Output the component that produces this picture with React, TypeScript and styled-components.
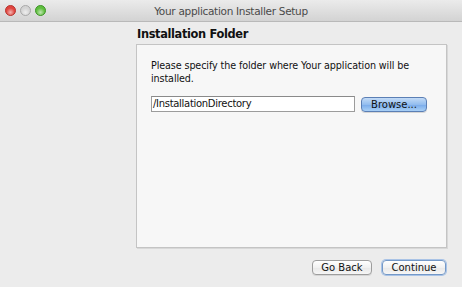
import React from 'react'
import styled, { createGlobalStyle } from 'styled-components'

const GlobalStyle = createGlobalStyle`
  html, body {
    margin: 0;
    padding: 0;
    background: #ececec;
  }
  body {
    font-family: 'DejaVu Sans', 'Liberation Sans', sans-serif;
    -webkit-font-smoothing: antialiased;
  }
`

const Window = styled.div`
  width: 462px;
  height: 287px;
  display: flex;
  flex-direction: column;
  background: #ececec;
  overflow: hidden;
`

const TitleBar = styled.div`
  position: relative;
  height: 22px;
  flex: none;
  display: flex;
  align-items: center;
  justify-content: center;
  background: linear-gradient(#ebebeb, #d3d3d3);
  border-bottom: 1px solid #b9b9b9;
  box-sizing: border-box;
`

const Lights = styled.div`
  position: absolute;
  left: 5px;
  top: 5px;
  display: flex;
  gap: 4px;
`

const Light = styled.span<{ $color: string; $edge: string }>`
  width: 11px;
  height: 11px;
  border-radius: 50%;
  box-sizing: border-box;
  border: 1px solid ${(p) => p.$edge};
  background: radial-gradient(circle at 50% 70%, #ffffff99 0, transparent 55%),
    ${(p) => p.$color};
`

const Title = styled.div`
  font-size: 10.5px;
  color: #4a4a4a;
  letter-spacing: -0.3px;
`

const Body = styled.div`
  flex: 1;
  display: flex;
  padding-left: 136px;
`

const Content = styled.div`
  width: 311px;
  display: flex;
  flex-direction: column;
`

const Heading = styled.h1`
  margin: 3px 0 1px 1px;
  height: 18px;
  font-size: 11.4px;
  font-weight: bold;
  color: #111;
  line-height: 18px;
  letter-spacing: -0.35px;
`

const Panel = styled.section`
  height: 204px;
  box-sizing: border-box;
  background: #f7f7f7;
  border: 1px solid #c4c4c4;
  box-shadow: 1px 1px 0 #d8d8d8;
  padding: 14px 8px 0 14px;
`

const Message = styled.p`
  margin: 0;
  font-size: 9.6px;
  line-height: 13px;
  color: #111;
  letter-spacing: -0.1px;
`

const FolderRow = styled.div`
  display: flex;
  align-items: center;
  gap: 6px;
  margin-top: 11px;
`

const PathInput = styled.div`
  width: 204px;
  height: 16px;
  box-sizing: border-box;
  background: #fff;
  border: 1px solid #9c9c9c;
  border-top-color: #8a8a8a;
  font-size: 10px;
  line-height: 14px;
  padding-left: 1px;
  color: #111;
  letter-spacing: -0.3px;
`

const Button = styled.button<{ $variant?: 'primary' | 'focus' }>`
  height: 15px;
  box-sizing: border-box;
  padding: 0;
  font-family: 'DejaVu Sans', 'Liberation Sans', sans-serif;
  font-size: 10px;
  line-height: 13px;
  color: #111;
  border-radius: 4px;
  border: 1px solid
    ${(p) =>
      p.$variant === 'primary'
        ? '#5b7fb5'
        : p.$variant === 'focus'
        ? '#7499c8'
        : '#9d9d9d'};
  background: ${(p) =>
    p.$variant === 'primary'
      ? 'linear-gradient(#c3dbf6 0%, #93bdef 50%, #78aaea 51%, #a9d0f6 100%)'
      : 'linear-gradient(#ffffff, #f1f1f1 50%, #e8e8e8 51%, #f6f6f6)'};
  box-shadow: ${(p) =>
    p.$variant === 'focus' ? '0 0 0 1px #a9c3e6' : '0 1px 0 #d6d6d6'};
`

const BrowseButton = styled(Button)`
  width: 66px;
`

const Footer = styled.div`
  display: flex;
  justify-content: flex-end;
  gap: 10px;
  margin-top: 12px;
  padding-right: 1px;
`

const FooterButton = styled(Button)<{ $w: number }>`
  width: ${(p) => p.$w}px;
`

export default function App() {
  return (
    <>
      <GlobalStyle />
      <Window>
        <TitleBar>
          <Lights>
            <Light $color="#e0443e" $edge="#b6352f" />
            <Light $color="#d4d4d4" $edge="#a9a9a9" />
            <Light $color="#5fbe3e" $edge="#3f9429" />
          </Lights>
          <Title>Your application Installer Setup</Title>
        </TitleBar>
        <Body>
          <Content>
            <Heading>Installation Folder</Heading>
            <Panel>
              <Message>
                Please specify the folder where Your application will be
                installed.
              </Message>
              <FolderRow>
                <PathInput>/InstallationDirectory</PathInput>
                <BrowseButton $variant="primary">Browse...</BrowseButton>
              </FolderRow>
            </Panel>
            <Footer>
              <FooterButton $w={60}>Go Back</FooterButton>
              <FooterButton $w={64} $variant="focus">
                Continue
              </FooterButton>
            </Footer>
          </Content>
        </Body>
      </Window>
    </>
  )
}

● ● ● ●

Report the number of lines containing the string "components" and add nothing to it.

2